Whoever has seen me has seen the Father (John 14:9 NRSV)
‘And I, when I am lifted up from the earth, will draw all people to myself” (John 12:32 NRSV).

That's the way it looks through the flawed glass that is my world view.

Together in the Walk,
Jim


Thursday, October 8, 2015

On Choosing to Be a Part of the Solution


It’s time for confession and repentance. I am under conviction from a new reading of Ephesians 4:29 (RSV) “Let no evil talk come out of your mouths, but only such as is good for edifying, as fits the occasion, that it may impart grace to those who hear.”

I enjoy my Facebook friends; but I am perhaps too vulnerable to being drawn into the negativity to which a few of them seem passionately committed.

While I still refuse to “unfriend” anyone on Facebook (anti-censorship is a personal core value), I have started blocking (hiding) all websites that promote negative, blaming or scapegoating messages emerging from either side of the conservative/liberal spectrum.

I further have decided (and I hope I can stick with the decision) not to respond to posts from any Facebook friend that promotes negative, blaming or scapegoating messages or perspectives on any subject.

One reason for my decision is that posts on Facebook, if intended to persuade or change anybody's mind on controversial political, moral or religious topics, are exercises in futility and are totally ineffectual. For the most part they do nothing but drive the wedge of division deeper, precisely at a time when our nation needs healing.

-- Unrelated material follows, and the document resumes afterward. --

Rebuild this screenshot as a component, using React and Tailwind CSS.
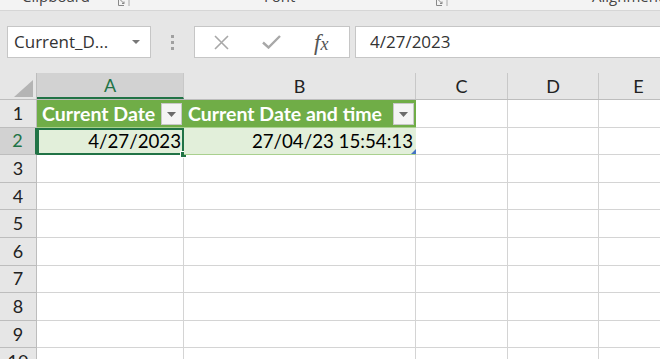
import React from 'react';

const cols = [
  { key: 'A', w: 'w-[147px]' },
  { key: 'B', w: 'w-[232px]' },
  { key: 'C', w: 'w-[92px]' },
  { key: 'D', w: 'w-[91px]' },
  { key: 'E', w: 'w-[80px]' },
];

const rows = [3, 4, 5, 6, 7, 8, 9, 10];

function FilterButton() {
  return (
    <div className="absolute right-[2px] top-[3px] w-[21px] h-[22px] bg-[#f4f4f4] border border-[#c8c8c8] flex items-center justify-center">
      <svg width="9" height="5" viewBox="0 0 9 5"><path d="M0 0h9L4.5 5z" fill="#6b6b6b" /></svg>
    </div>
  );
}

function Launcher({ className }) {
  return (
    <svg className={className} width="12" height="6" viewBox="0 0 12 6">
      <path d="M0.5 0V5.5H6" stroke="#888" fill="none" />
      <path d="M2.5 0L6 3.5M6 1.5V3.5H4" stroke="#888" fill="none" />
      <path d="M11 0V6" stroke="#aaa" />
    </svg>
  );
}

function RowHeader({ n, active }) {
  return (
    <div
      className={`w-[37px] shrink-0 flex items-center justify-center border-r border-b border-[#bdbdbd] text-[18px] ${
        active ? 'bg-[#d2d2d2] text-[#217346] border-r-2 border-r-[#217346]' : 'bg-[#e6e6e6] text-[#222]'
      }`}
    >
      {n}
    </div>
  );
}

export default function App() {
  return (
    <div className="w-[660px] h-[359px] overflow-hidden bg-white font-['Lato',sans-serif]">
      {/* ribbon bottom */}
      <div className="h-[11px] bg-[#f3f3f3] border-b border-[#d6d6d6] relative overflow-hidden font-['Open_Sans',sans-serif] text-[15px] text-[#444]">
        <span className="absolute left-[22px] top-[-15px]">Clipboard</span>
        <Launcher className="absolute left-[118px] top-0" />
        <span className="absolute left-[264px] top-[-15px]">Font</span>
        <Launcher className="absolute left-[436px] top-0" />
        <span className="absolute left-[592px] top-[-15px]">Alignment</span>
      </div>

      {/* formula bar */}
      <div className="h-[62px] bg-[#e6e6e6] flex items-start pt-[15px] font-['Open_Sans',sans-serif]">
        <div className="ml-[7px] w-[144px] h-[32px] bg-white border border-[#c6c6c6] flex items-center pl-[6px] pr-[10px]">
          <span className="text-[17px] text-[#333] flex-1">Current_D...</span>
          <svg width="8" height="4" viewBox="0 0 8 4"><path d="M0 0h8L4 4z" fill="#777" /></svg>
        </div>
        <div className="w-[43px] h-[32px] flex flex-col items-center justify-center gap-[3px]">
          <span className="w-[3px] h-[3px] bg-[#a0a0a0]" />
          <span className="w-[3px] h-[3px] bg-[#a0a0a0]" />
          <span className="w-[3px] h-[3px] bg-[#a0a0a0]" />
        </div>
        <div className="w-[156px] h-[32px] bg-white border border-[#c6c6c6] flex items-center">
          <svg className="ml-[19px]" width="15" height="15" viewBox="0 0 15 15">
            <path d="M1 1l13 13M14 1L1 14" stroke="#a8a8a8" strokeWidth="1.6" />
          </svg>
          <svg className="ml-[33px]" width="19" height="14" viewBox="0 0 19 14">
            <path d="M1 7.5l5.5 5L18 1" stroke="#a8a8a8" strokeWidth="2.4" fill="none" />
          </svg>
          <span className="ml-[33px] font-['Liberation_Serif',serif] italic text-[23px] text-[#555] leading-none">
            f<span className="text-[18px]">x</span>
          </span>
        </div>
        <div className="ml-[5px] flex-1 h-[32px] bg-white border border-[#c6c6c6] border-r-0 flex items-center pl-[14px]">
          <span className="text-[17px] text-[#333]">4/27/2023</span>
        </div>
      </div>

      {/* column headers */}
      <div className="h-[27px] flex bg-[#e6e6e6] border-b border-[#bdbdbd]">
        <div className="w-[37px] shrink-0 border-r border-[#bdbdbd] flex items-end justify-end pr-[3px] pb-[2px]">
          <svg width="19" height="17" viewBox="0 0 19 17"><path d="M19 0V17H0z" fill="#b4b4b4" /></svg>
        </div>
        {cols.map((c) => (
          <div
            key={c.key}
            className={`${c.w} shrink-0 flex items-center justify-center text-[18px] border-r border-[#c8c8c8] ${
              c.key === 'A' ? 'bg-[#d2d2d2] text-[#217346] border-b-2 border-b-[#217346]' : 'text-[#222]'
            }`}
          >
            {c.key}
          </div>
        ))}
      </div>

      {/* row 1 */}
      <div className="h-[27.6px] flex">
        <RowHeader n={1} />
        <div className="w-[147px] shrink-0 relative bg-[#70ad47] border-b border-[#a9d08e] flex items-center pl-[5px] text-white font-bold text-[19.5px]">
          Current Date
          <FilterButton />
        </div>
        <div className="w-[232px] shrink-0 relative bg-[#70ad47] border-b border-[#a9d08e] flex items-center pl-[4px] text-white font-bold text-[19.5px]">
          Current Date and time
          <FilterButton />
        </div>
        <div className="w-[92px] shrink-0 border-r border-b border-[#d4d4d4]" />
        <div className="w-[91px] shrink-0 border-r border-b border-[#d4d4d4]" />
        <div className="w-[80px] shrink-0 border-b border-[#d4d4d4]" />
      </div>

      {/* row 2 */}
      <div className="h-[27.6px] flex">
        <RowHeader n={2} active />
        <div className="w-[147px] shrink-0 relative bg-[#e2efda] border-2 border-[#217346] flex items-center justify-end pr-[1px] text-[18.7px] text-black">
          4/27/2023
          <span className="absolute right-[-5px] bottom-[-5px] w-[7px] h-[7px] bg-[#217346] border border-white" />
        </div>
        <div className="w-[232px] shrink-0 relative bg-[#e2efda] border-b border-[#a9d08e] flex items-center justify-end pr-[3px] text-[18.7px] text-black">
          27/04/23 15:54:13
          <span className="absolute right-0 bottom-0 w-0 h-0 border-l-[5px] border-l-transparent border-b-[5px] border-b-[#4472c4]" />
        </div>
        <div className="w-[92px] shrink-0 border-r border-b border-[#d4d4d4]" />
        <div className="w-[91px] shrink-0 border-r border-b border-[#d4d4d4]" />
        <div className="w-[80px] shrink-0 border-b border-[#d4d4d4]" />
      </div>

      {rows.map((n) => (
        <div key={n} className="h-[27.6px] flex">
          <RowHeader n={n} />
          {cols.map((c) => (
            <div key={c.key} className={`${c.w} shrink-0 border-r border-b border-[#d4d4d4]`} />
          ))}
        </div>
      ))}
    </div>
  );
}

But a more important motivation is my recognition that, to the extent that I have not contributed to the solutions, I have been part of the problem; therefore, the conversations I enter in the future regarding any of the controversial issues will be restricted (1) to responding affirmatively to any effort to promote healing, restoration and respectful collaboration toward a solution, or (2) making statements that hopefully will lead to healing, restoration and respectful collaboration toward a solution.

I pray that my Facebook friends and blog readers will affirm and support my pledge to try to become a positive influence, and that my words will be “good for edifying, as fits the occasion, (and) may impart grace to those who hear.” And I pray for endurance, so that I may not “backslide” once again into the negativity that overwhelms our nation.